◆ **Task requirements**: Quote all of the data that follows exactly as written, skipping the images.

═══ Supplied data ═══

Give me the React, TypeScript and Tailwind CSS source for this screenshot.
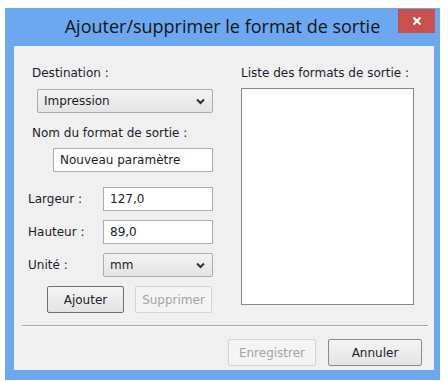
import React from "react"

const ui = { fontFamily: '"DejaVu Sans", "Liberation Sans", sans-serif' }

function Chevron() {
  return (
    <svg width="9" height="7" viewBox="0 0 9 7" className="shrink-0">
      <polyline points="1,1.5 4.5,5 8,1.5" fill="none" stroke="#303030" strokeWidth="2" />
    </svg>
  )
}

function Select({ value, className }: { value: string; className: string }) {
  return (
    <div
      className={
        "flex h-[24px] items-center justify-between rounded-[2px] border border-[#acacac] bg-gradient-to-b from-[#f3f3f3] to-[#e4e4e4] pl-[6px] pr-[7px] " +
        className
      }
    >
      <span>{value}</span>
      <Chevron />
    </div>
  )
}

function Field({ value, className }: { value: string; className: string }) {
  return (
    <div className={"flex h-[24px] items-center border border-[#abadb3] bg-white pl-[6px] " + className}>
      {value}
    </div>
  )
}

function Button({ label, disabled, className }: { label: string; disabled?: boolean; className: string }) {
  return (
    <div
      className={
        "flex h-[27px] items-center justify-center rounded-[2px] border " +
        (disabled
          ? "border-[#d5d5d5] bg-[#f4f4f4] text-[#a3a3a3] "
          : "border-[#8a8a8a] bg-gradient-to-b from-[#f4f4f4] to-[#e3e3e3] text-[#1c1c2c] ") +
        className
      }
    >
      {label}
    </div>
  )
}

export default function App() {
  return (
    <div className="h-[381px] w-[448px] bg-white pl-[5px] pt-[8px]">
      <div className="flex h-[372px] w-[435px] flex-col bg-[#6ca8ef]">
        <div className="grid h-[38px] grid-cols-[1fr_auto_1fr]">
          <div />
          <div
            className="pt-[6px] text-[18px] leading-[24px] text-[#151515]"
            style={{ fontFamily: '"Open Sans", "Noto Sans", sans-serif' }}
          >
            Ajouter/supprimer le format de sortie
          </div>
          <div className="flex justify-end pr-[5px] pt-[1px]">
            <div className="flex h-[24px] w-[37px] items-center justify-center bg-[#c9504c]">
              <svg width="10" height="10" viewBox="0 0 10 10">
                <path d="M1.5 1.5 L8.5 8.5 M8.5 1.5 L1.5 8.5" stroke="#fff" strokeWidth="2.2" />
              </svg>
            </div>
          </div>
        </div>

        <div
          className="ml-[9px] h-[324px] w-[420px] bg-[#f0f0f0] text-[12px] leading-[16px] text-[#1c1c2c]"
          style={ui}
        >
          <div className="flex items-start pt-[19px]">
            <div className="flex w-[199px] flex-col">
              <div className="ml-[18px]">Destination :</div>
              <Select value="Impression" className="ml-[23px] mt-[8px] w-[176px]" />
              <div className="ml-[18px] mt-[12px]">Nom du format de sortie :</div>
              <Field value="Nouveau paramètre" className="ml-[39px] mt-[7px] w-[160px]" />

              <div className="mt-[15px] flex items-center">
                <div className="ml-[14px] w-[75px]">Largeur :</div>
                <Field value="127,0" className="w-[110px]" />
              </div>
              <div className="mt-[9px] flex items-center">
                <div className="ml-[14px] w-[75px]">Hauteur :</div>
                <Field value="89,0" className="w-[110px]" />
              </div>
              <div className="mt-[9px] flex items-center">
                <div className="ml-[14px] w-[75px]">Unité :</div>
                <Select value="mm" className="w-[110px]" />
              </div>

              <div className="mt-[9px] flex gap-[11px] pl-[33px]">
                <Button label="Ajouter" className="w-[77px] border-[#707070]" />
                <Button label="Supprimer" disabled className="w-[77px]" />
              </div>
            </div>

            <div className="ml-[28px] flex flex-col">
              <div>Liste des formats de sortie :</div>
              <div className="mt-[7px] h-[217px] w-[173px] border border-[#828790] bg-white" />
            </div>
          </div>

          <div className="ml-[8px] mt-[12px] w-[406px] border-b border-t border-b-white border-t-[#a8a8a8]" />

          <div className="mt-[12px] flex gap-[12px] pl-[214px]">
            <Button label="Enregistrer" disabled className="w-[88px]" />
            <Button label="Annuler" className="w-[94px]" />
          </div>
        </div>
      </div>
    </div>
  )
}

═══

◆ **Result of the exercise**:
Give me the React, TypeScript and Tailwind CSS source for this screenshot.
import React from "react"

const ui = { fontFamily: '"DejaVu Sans", "Liberation Sans", sans-serif' }

function Chevron() {
  return (
    <svg width="9" height="7" viewBox="0 0 9 7" className="shrink-0">
      <polyline points="1,1.5 4.5,5 8,1.5" fill="none" stroke="#303030" strokeWidth="2" />
    </svg>
  )
}

function Select({ value, className }: { value: string; className: string }) {
  return (
    <div
      className={
        "flex h-[24px] items-center justify-between rounded-[2px] border border-[#acacac] bg-gradient-to-b from-[#f3f3f3] to-[#e4e4e4] pl-[6px] pr-[7px] " +
        className
      }
    >
      <span>{value}</span>
      <Chevron />
    </div>
  )
}

function Field({ value, className }: { value: string; className: string }) {
  return (
    <div className={"flex h-[24px] items-center border border-[#abadb3] bg-white pl-[6px] " + className}>
      {value}
    </div>
  )
}

function Button({ label, disabled, className }: { label: string; disabled?: boolean; className: string }) {
  return (
    <div
      className={
        "flex h-[27px] items-center justify-center rounded-[2px] border " +
        (disabled
          ? "border-[#d5d5d5] bg-[#f4f4f4] text-[#a3a3a3] "
          : "border-[#8a8a8a] bg-gradient-to-b from-[#f4f4f4] to-[#e3e3e3] text-[#1c1c2c] ") +
        className
      }
    >
      {label}
    </div>
  )
}

export default function App() {
  return (
    <div className="h-[381px] w-[448px] bg-white pl-[5px] pt-[8px]">
      <div className="flex h-[372px] w-[435px] flex-col bg-[#6ca8ef]">
        <div className="grid h-[38px] grid-cols-[1fr_auto_1fr]">
          <div />
          <div
            className="pt-[6px] text-[18px] leading-[24px] text-[#151515]"
            style={{ fontFamily: '"Open Sans", "Noto Sans", sans-serif' }}
          >
            Ajouter/supprimer le format de sortie
          </div>
          <div className="flex justify-end pr-[5px] pt-[1px]">
            <div className="flex h-[24px] w-[37px] items-center justify-center bg-[#c9504c]">
              <svg width="10" height="10" viewBox="0 0 10 10">
                <path d="M1.5 1.5 L8.5 8.5 M8.5 1.5 L1.5 8.5" stroke="#fff" strokeWidth="2.2" />
              </svg>
            </div>
          </div>
        </div>

        <div
          className="ml-[9px] h-[324px] w-[420px] bg-[#f0f0f0] text-[12px] leading-[16px] text-[#1c1c2c]"
          style={ui}
        >
          <div className="flex items-start pt-[19px]">
            <div className="flex w-[199px] flex-col">
              <div className="ml-[18px]">Destination :</div>
              <Select value="Impression" className="ml-[23px] mt-[8px] w-[176px]" />
              <div className="ml-[18px] mt-[12px]">Nom du format de sortie :</div>
              <Field value="Nouveau paramètre" className="ml-[39px] mt-[7px] w-[160px]" />

              <div className="mt-[15px] flex items-center">
                <div className="ml-[14px] w-[75px]">Largeur :</div>
                <Field value="127,0" className="w-[110px]" />
              </div>
              <div className="mt-[9px] flex items-center">
                <div className="ml-[14px] w-[75px]">Hauteur :</div>
                <Field value="89,0" className="w-[110px]" />
              </div>
              <div className="mt-[9px] flex items-center">
                <div className="ml-[14px] w-[75px]">Unité :</div>
                <Select value="mm" className="w-[110px]" />
              </div>

              <div className="mt-[9px] flex gap-[11px] pl-[33px]">
                <Button label="Ajouter" className="w-[77px] border-[#707070]" />
                <Button label="Supprimer" disabled className="w-[77px]" />
              </div>
            </div>

            <div className="ml-[28px] flex flex-col">
              <div>Liste des formats de sortie :</div>
              <div className="mt-[7px] h-[217px] w-[173px] border border-[#828790] bg-white" />
            </div>
          </div>

          <div className="ml-[8px] mt-[12px] w-[406px] border-b border-t border-b-white border-t-[#a8a8a8]" />

          <div className="mt-[12px] flex gap-[12px] pl-[214px]">
            <Button label="Enregistrer" disabled className="w-[88px]" />
            <Button label="Annuler" className="w-[94px]" />
          </div>
        </div>
      </div>
    </div>
  )
}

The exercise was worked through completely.